Raw data =>
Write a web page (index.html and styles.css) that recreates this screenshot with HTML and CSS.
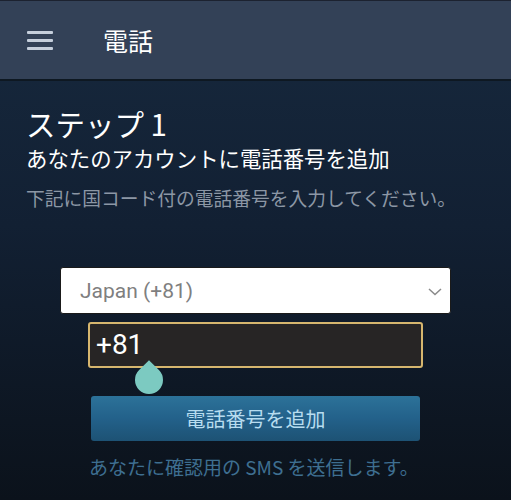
FILE: index.html
```html
<!DOCTYPE html>
<html lang="ja">
<head>
    <meta charset="UTF-8">
    <meta name="viewport" content="width=device-width, initial-scale=1.0">
    <title>電話</title>
    <link rel="stylesheet" href="styles.css">
</head>
<body>
    <div class="topbar">
        <div class="menu-icon">
            <span></span><span></span><span></span>
        </div>
        <div class="topbar-title">電話</div>
    </div>

    <div class="page">
        <h1 class="step">ステップ 1</h1>
        <h2 class="subtitle">あなたのアカウントに電話番号を追加</h2>
        <p class="desc">下記に国コード付の電話番号を入力してください。</p>

        <div class="form">
            <div class="select">
                <span>Japan (+81)</span>
                <svg class="chevron" width="14" height="8" viewBox="0 0 14 8">
                    <path d="M1 1 L7 6.5 L13 1" fill="none" stroke="#8a8a8a" stroke-width="1.5"/>
                </svg>
            </div>
            <div class="phone-wrap">
                <div class="phone-input">+81</div>
                <div class="handle"></div>
            </div>
            <button class="add-btn">電話番号を追加</button>
            <p class="note">あなたに確認用の SMS を送信します。</p>
        </div>
    </div>
</body>
</html>
```

FILE: styles.css
```css
body {
    margin: 0;
    height: 500px;
    overflow: hidden;
    font-family: "Noto Sans CJK JP", "Noto Sans", sans-serif;
    background: linear-gradient(to bottom, #17293e 0%, #122033 45%, #0b121b 100%);
    color: #fff;
}

.topbar {
    height: 78px;
    background: #334157;
    border-top: 1px solid #1c2230;
    border-bottom: 2px solid #0e1822;
    display: flex;
    align-items: center;
}

.menu-icon {
    width: 26px;
    margin-left: 27px;
    display: flex;
    flex-direction: column;
    gap: 5px;
}

.menu-icon span {
    display: block;
    height: 3px;
    background: #c6cfdc;
    border-radius: 1px;
}

.topbar-title {
    margin-left: 50px;
    font-size: 25px;
    color: #fff;
}

.page {
    padding: 23px 0 0 26px;
}

.step {
    margin: 0;
    font-size: 29.5px;
    font-weight: normal;
    line-height: 38px;
}

.subtitle {
    margin: 0;
    font-size: 21.4px;
    font-weight: normal;
    line-height: 32px;
}

.desc {
    margin: 10px 0 0;
    font-size: 18.75px;
    line-height: 28px;
    color: #8c97a5;
}

.form {
    margin-top: 55px;
    display: flex;
    flex-direction: column;
    align-items: flex-start;
}

.select {
    margin-left: 34px;
    width: 391px;
    height: 47px;
    flex-shrink: 0;
    box-sizing: border-box;
    background: #fff;
    border-radius: 3px;
    border: 1px solid #1a1a1a;
    display: flex;
    align-items: center;
    justify-content: space-between;
    padding: 0 8px 0 19px;
    font-family: Roboto, "Noto Sans", sans-serif;
    font-size: 21px;
    color: #7f7f7f;
}

.chevron {
    margin-top: 2px;
}

.phone-wrap {
    position: relative;
    margin: 8px 0 0 62px;
}

.phone-input {
    width: 335px;
    height: 46px;
    box-sizing: border-box;
    background: #272525;
    border: 2px solid #d6b66e;
    border-radius: 3px;
    padding-left: 6px;
    font-family: Roboto, "Noto Sans", sans-serif;
    font-size: 28px;
    line-height: 42px;
    color: #fff;
}

.handle {
    position: absolute;
    left: 47px;
    top: 44px;
    width: 28px;
    height: 28px;
    background: #7ccac1;
    border-radius: 0 50% 50% 50%;
    transform: rotate(45deg);
}

.add-btn {
    margin: 28px 0 0 65px;
    width: 329px;
    height: 45px;
    flex-shrink: 0;
    border: none;
    border-radius: 3px;
    background: linear-gradient(to bottom, #2c7299 0%, #23618a 50%, #1d5274 100%);
    color: #b7dcef;
    font-family: "Noto Sans CJK JP", sans-serif;
    font-size: 20px;
}

.note {
    margin: 13px 0 0 63px;
    font-size: 19px;
    line-height: 26px;
    color: #3e6f91;
}
```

Requirement => Leave out the pictures and give the listing above again exactly.

Final result =>
Write a web page (index.html and styles.css) that recreates this screenshot with HTML and CSS.
FILE: index.html
```html
<!DOCTYPE html>
<html lang="ja">
<head>
    <meta charset="UTF-8">
    <meta name="viewport" content="width=device-width, initial-scale=1.0">
    <title>電話</title>
    <link rel="stylesheet" href="styles.css">
</head>
<body>
    <div class="topbar">
        <div class="menu-icon">
            <span></span><span></span><span></span>
        </div>
        <div class="topbar-title">電話</div>
    </div>

    <div class="page">
        <h1 class="step">ステップ 1</h1>
        <h2 class="subtitle">あなたのアカウントに電話番号を追加</h2>
        <p class="desc">下記に国コード付の電話番号を入力してください。</p>

        <div class="form">
            <div class="select">
                <span>Japan (+81)</span>
                <svg class="chevron" width="14" height="8" viewBox="0 0 14 8">
                    <path d="M1 1 L7 6.5 L13 1" fill="none" stroke="#8a8a8a" stroke-width="1.5"/>
                </svg>
            </div>
            <div class="phone-wrap">
                <div class="phone-input">+81</div>
                <div class="handle"></div>
            </div>
            <button class="add-btn">電話番号を追加</button>
            <p class="note">あなたに確認用の SMS を送信します。</p>
        </div>
    </div>
</body>
</html>
```

FILE: styles.css
```css
body {
    margin: 0;
    height: 500px;
    overflow: hidden;
    font-family: "Noto Sans CJK JP", "Noto Sans", sans-serif;
    background: linear-gradient(to bottom, #17293e 0%, #122033 45%, #0b121b 100%);
    color: #fff;
}

.topbar {
    height: 78px;
    background: #334157;
    border-top: 1px solid #1c2230;
    border-bottom: 2px solid #0e1822;
    display: flex;
    align-items: center;
}

.menu-icon {
    width: 26px;
    margin-left: 27px;
    display: flex;
    flex-direction: column;
    gap: 5px;
}

.menu-icon span {
    display: block;
    height: 3px;
    background: #c6cfdc;
    border-radius: 1px;
}

.topbar-title {
    margin-left: 50px;
    font-size: 25px;
    color: #fff;
}

.page {
    padding: 23px 0 0 26px;
}

.step {
    margin: 0;
    font-size: 29.5px;
    font-weight: normal;
    line-height: 38px;
}

.subtitle {
    margin: 0;
    font-size: 21.4px;
    font-weight: normal;
    line-height: 32px;
}

.desc {
    margin: 10px 0 0;
    font-size: 18.75px;
    line-height: 28px;
    color: #8c97a5;
}

.form {
    margin-top: 55px;
    display: flex;
    flex-direction: column;
    align-items: flex-start;
}

.select {
    margin-left: 34px;
    width: 391px;
    height: 47px;
    flex-shrink: 0;
    box-sizing: border-box;
    background: #fff;
    border-radius: 3px;
    border: 1px solid #1a1a1a;
    display: flex;
    align-items: center;
    justify-content: space-between;
    padding: 0 8px 0 19px;
    font-family: Roboto, "Noto Sans", sans-serif;
    font-size: 21px;
    color: #7f7f7f;
}

.chevron {
    margin-top: 2px;
}

.phone-wrap {
    position: relative;
    margin: 8px 0 0 62px;
}

.phone-input {
    width: 335px;
    height: 46px;
    box-sizing: border-box;
    background: #272525;
    border: 2px solid #d6b66e;
    border-radius: 3px;
    padding-left: 6px;
    font-family: Roboto, "Noto Sans", sans-serif;
    font-size: 28px;
    line-height: 42px;
    color: #fff;
}

.handle {
    position: absolute;
    left: 47px;
    top: 44px;
    width: 28px;
    height: 28px;
    background: #7ccac1;
    border-radius: 0 50% 50% 50%;
    transform: rotate(45deg);
}

.add-btn {
    margin: 28px 0 0 65px;
    width: 329px;
    height: 45px;
    flex-shrink: 0;
    border: none;
    border-radius: 3px;
    background: linear-gradient(to bottom, #2c7299 0%, #23618a 50%, #1d5274 100%);
    color: #b7dcef;
    font-family: "Noto Sans CJK JP", sans-serif;
    font-size: 20px;
}

.note {
    margin: 13px 0 0 63px;
    font-size: 19px;
    line-height: 26px;
    color: #3e6f91;
}
```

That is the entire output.